Written task:
Print exactly the lines from the first one down to the line that contains "const TABS = ['检查结果', '证书信息'];", both included, and skip the pictures.

----------

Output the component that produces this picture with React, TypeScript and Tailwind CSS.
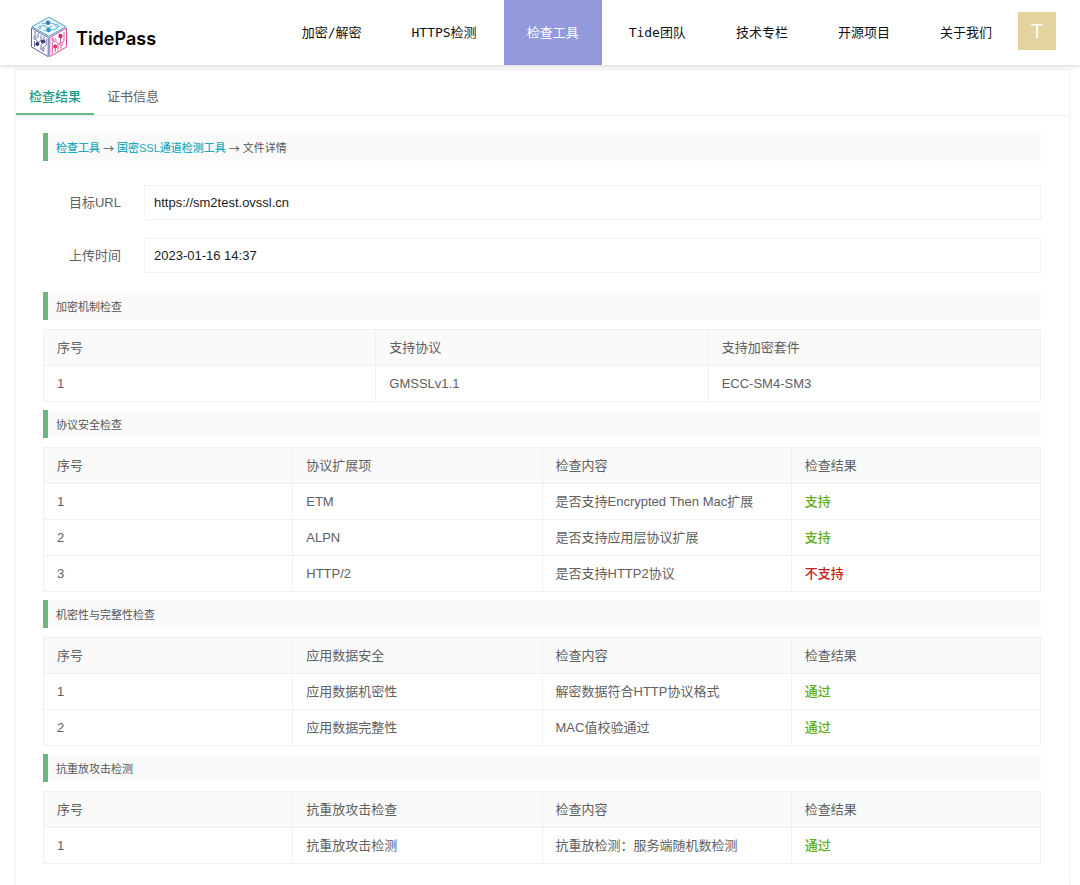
import { useState } from 'react';

type Cell = string | { text: string; ok: boolean };

interface CheckSection {
  title: string;
  columns: string[];
  rows: Cell[][];
}

const NAV_ITEMS = ['加密/解密', 'HTTPS检测', '检查工具', 'Tide团队', '技术专栏', '开源项目', '关于我们'];

const TABS = ['检查结果', '证书信息'];

const SECTIONS: CheckSection[] = [
  {
    title: '加密机制检查',
    columns: ['序号', '支持协议', '支持加密套件'],
    rows: [['1', 'GMSSLv1.1', 'ECC-SM4-SM3']],
  },
  {
    title: '协议安全检查',
    columns: ['序号', '协议扩展项', '检查内容', '检查结果'],
    rows: [
      ['1', 'ETM', '是否支持Encrypted Then Mac扩展', { text: '支持', ok: true }],
      ['2', 'ALPN', '是否支持应用层协议扩展', { text: '支持', ok: true }],
      ['3', 'HTTP/2', '是否支持HTTP2协议', { text: '不支持', ok: false }],
    ],
  },
  {
    title: '机密性与完整性检查',
    columns: ['序号', '应用数据安全', '检查内容', '检查结果'],
    rows: [
      ['1', '应用数据机密性', '解密数据符合HTTP协议格式', { text: '通过', ok: true }],
      ['2', '应用数据完整性', 'MAC值校验通过', { text: '通过', ok: true }],
    ],
  },
  {
    title: '抗重放攻击检测',
    columns: ['序号', '抗重放攻击检查', '检查内容', '检查结果'],
    rows: [['1', '抗重放攻击检测', '抗重放检测：服务端随机数检测', { text: '通过', ok: true }]],
  },
];

function Logo() {
  return (
    <svg viewBox="0 0 38 42" className="w-[38px] h-[42px]" fill="none" strokeWidth="1" aria-hidden="true">
      {/* top face */}
      <g stroke="#45a3cc">
        <path d="M19 1.2 36 10.8 19 20.4 2 10.8Z" fill="#e6f6fb" />
        <path d="M9 11.5 13 9.2 18 12M12 7.5 17 7.8M20 7l6 1.6 3 2.2M19 14l6-.5 3-2M14 14.5l5-.5M22 10.5l-4 1.5" strokeWidth="0.8" />
        <circle cx="18" cy="6.8" r="2.2" fill="#3284bd" stroke="none" />
        <circle cx="18.5" cy="14" r="2.2" fill="#2b96c8" stroke="none" />
        <circle cx="10" cy="11.3" r="1.3" fill="#fff" strokeWidth="0.8" />
        <circle cx="27" cy="9.5" r="1.3" fill="#fff" strokeWidth="0.8" />
      </g>
      {/* left face */}
      <g stroke="#5f62a6">
        <path d="M1.5 12 18.2 21.5V40.6L1.5 31Z" />
        <path d="M5 15v8l3 3v3M8 17v5M11 19v5l-4 4M14 20.5v5.5l-3 3v5M16.2 23v6l-3 3v4M4.5 25v6" strokeWidth="0.9" />
        <circle cx="7.3" cy="28" r="2.1" fill="#343c78" stroke="none" />
        <circle cx="13" cy="25.5" r="2.1" fill="#343c78" stroke="none" />
        <circle cx="5" cy="22" r="1.3" fill="#fff" strokeWidth="0.8" />
        <circle cx="13" cy="33" r="1.3" fill="#fff" strokeWidth="0.8" />
      </g>
      {/* right face */}
      <g stroke="#dc4a96">
        <path d="M36.5 12 19.8 21.5V40.6L36.5 31Z" />
        <path d="M22.3 38V27l3-3M25.3 36v-6M28 34.5v-7l-3-3M30.5 20v6l-2.5 2.5M31 33v-5l3-3V16M22.3 21v4" strokeWidth="0.9" />
        <circle cx="30.5" cy="20" r="2.2" fill="#c92d72" stroke="none" />
        <circle cx="25.2" cy="30.5" r="2.1" fill="#d5337b" stroke="none" />
        <circle cx="24.8" cy="24" r="1.4" fill="#fff" strokeWidth="0.8" />
        <circle cx="31" cy="28" r="1.3" fill="#fff" strokeWidth="0.8" />
      </g>
    </svg>
  );
}

function Header() {
  return (
    <header className="relative flex items-center justify-between h-[65px] pl-[30px] pr-6 bg-white shadow-[0_1px_4px_rgba(0,0,0,0.18)]">
      <a href="#" className="flex items-center gap-2 pt-2">
        <Logo />
        <span className="pt-1 text-lg font-semibold text-black font-[Inter,sans-serif]">TidePass</span>
      </a>
      <div className="flex items-center gap-[3px] h-full">
        <nav className="flex gap-1 h-full">
          {NAV_ITEMS.map((item) => (
            <a
              key={item}
              href="#"
              className={`flex items-center px-[23px] text-[13px] whitespace-nowrap font-['DejaVu_Sans_Mono','Noto_Sans_CJK_SC',monospace] ${
                item === '检查工具' ? 'bg-[#9299dd] text-white' : 'text-[#111]'
              }`}
            >
              {item}
            </a>
          ))}
        </nav>
        <button className="w-[38px] h-[38px] mb-1 bg-[#e3d39c] text-white text-xl">T</button>
      </div>
    </header>
  );
}

function SectionBar({ children }: { children: React.ReactNode }) {
  return (
    <div className="flex items-center h-7 pt-0.5 pl-2 border-l-5 border-[#6ab582] bg-[#fafafa] text-[11px] text-[#555]">
      {children}
    </div>
  );
}

function CheckTable({ section }: { section: CheckSection }) {
  return (
    <section className="mb-2">
      <SectionBar>
        <h2>{section.title}</h2>
      </SectionBar>
      <table className="w-full mt-[9px] table-fixed border-collapse text-[13px] leading-5 text-[#606060]">
        <thead className="bg-[#fafafa]">
          <tr className="h-9">
            {section.columns.map((col) => (
              <th key={col} className="px-[13px] text-left font-normal border border-[#f0f0f0]">{col}</th>
            ))}
          </tr>
        </thead>
        <tbody>
          {section.rows.map((row, i) => (
            <tr key={i} className="h-9">
              {row.map((cell, j) => (
                <td key={j} className="px-[13px] border border-[#f0f0f0]">
                  {typeof cell === 'string' ? (
                    cell
                  ) : (
                    <span className={`font-medium ${cell.ok ? 'text-[#5fae1c]' : 'text-[#c22222]'}`}>{cell.text}</span>
                  )}
                </td>
              ))}
            </tr>
          ))}
        </tbody>
      </table>
    </section>
  );
}

function Field({ id, label, value }: { id: string; label: string; value: string }) {
  return (
    <div className="flex items-center">
      <label htmlFor={id} className="w-[78px] mr-[23px] text-right text-[13px] text-[#606060]">{label}</label>
      <input
        id={id}
        readOnly
        defaultValue={value}
        className="flex-1 h-[35px] px-[9px] border border-[#f3f3f3] text-[13px] text-[#1c1c1c] focus:outline-none"
      />
    </div>
  );
}

function Arrow() {
  return <span className="font-['Noto_Sans_CJK_SC',sans-serif]">→</span>;
}

export default function App() {
  const [tab, setTab] = useState(TABS[0]);

  return (
    <div className="min-h-screen flex flex-col bg-white font-['Liberation_Sans','Noto_Sans_CJK_SC',sans-serif]">
      <Header />
      <main className="flex-1 mt-1 ml-[15px] mr-2.5 border border-b-0 border-[#f3f3f3] shadow-[0_0_2px_rgba(0,0,0,0.06)]">
        <div className="flex h-[46px] border-b border-[#f0f0f0]">
          {TABS.map((name) => (
            <button
              key={name}
              onClick={() => setTab(name)}
              className={`px-[13px] pt-2.5 text-[13px] border-b-2 ${
                tab === name ? 'text-[#1a9a83] font-medium border-[#6ab58c]' : 'text-[#606060] border-transparent'
              }`}
            >
              {name}
            </button>
          ))}
        </div>

        {tab === TABS[0] && (
          <div className="pt-[17px] pb-3 pl-[27px] pr-7">
            <SectionBar>
              <nav className="flex items-center gap-[3px]">
                <a href="#" className="text-[#22a9bd] font-medium">检查工具</a>
                <Arrow />
                <a href="#" className="text-[#22a9bd] font-medium">国密SSL通道检测工具</a>
                <Arrow />
                <span>文件详情</span>
              </nav>
            </SectionBar>

            <div className="flex flex-col gap-[18px] pt-6 pb-[19px]">
              <Field id="target-url" label="目标URL" value="https://sm2test.ovssl.cn" />
              <Field id="upload-time" label="上传时间" value="2023-01-16 14:37" />
            </div>

            {SECTIONS.map((section) => (
              <CheckTable key={section.title} section={section} />
            ))}
          </div>
        )}
      </main>
    </div>
  );
}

----------

Exercise solution:
Output the component that produces this picture with React, TypeScript and Tailwind CSS.
import { useState } from 'react';

type Cell = string | { text: string; ok: boolean };

interface CheckSection {
  title: string;
  columns: string[];
  rows: Cell[][];
}

const NAV_ITEMS = ['加密/解密', 'HTTPS检测', '检查工具', 'Tide团队', '技术专栏', '开源项目', '关于我们'];

const TABS = ['检查结果', '证书信息'];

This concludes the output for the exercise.